The Disconnected Bibliography of the Damned
Another important constraint existed in my use of an old version of Microsoft Word that did not support the use a ProQuest Refworks add-in. In particular, it automatically generates a bibliography from in-line citations. By contrast, read-through the bibliography to remove sources that had become irrelevant. I then passed my thesis through Reciteworks, a free APA and Harvard citations checker. It proved super-useful for matching in-line citations with the bibliography and also identifying stylistic errors to fix.

The Summoning of my Legacy Refworks database and its Zombie Citations
I eventually had to update to the latest version of Word for handling my large thesis file (Word 2010 crashed repeatedly while I combined all chapters into a thesis).

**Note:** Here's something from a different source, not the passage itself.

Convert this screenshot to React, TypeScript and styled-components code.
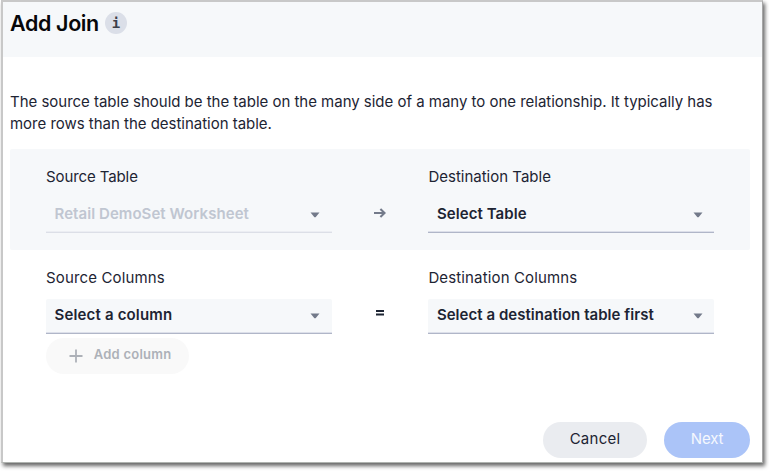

After submitting it, I started to use the Refworks Citation Manager for manuscripts from my thesis and the 'online academic bullies and mobs' project. This add-in worked well for me until a 'new projects' functionality upgrade was launched. Projects are a better way for organising references at a high-level; rather than showing all of them at once, one can associate a Word document with a particular project's references. I split my projects into two; one for cyberbullies, the other for my 'Inequality in Digital Personas' PhD.

Figure 3. The ProQuest Refworks add-in for Microsoft Word shows old folders from my Legacy Refworks database. 

At last on the leading edge of referencing technology, an unexpected downside was that my'PhD' project combined with my UCT proxy access to summon the Legacy Refworks database's return. The project's old database did not reflect the new folders, citations and corrected references in my ProQuest Refworks database. Thankfully, Rich and Jay from its support portal were very helpful in organising my Legacy Refworks database's deletion.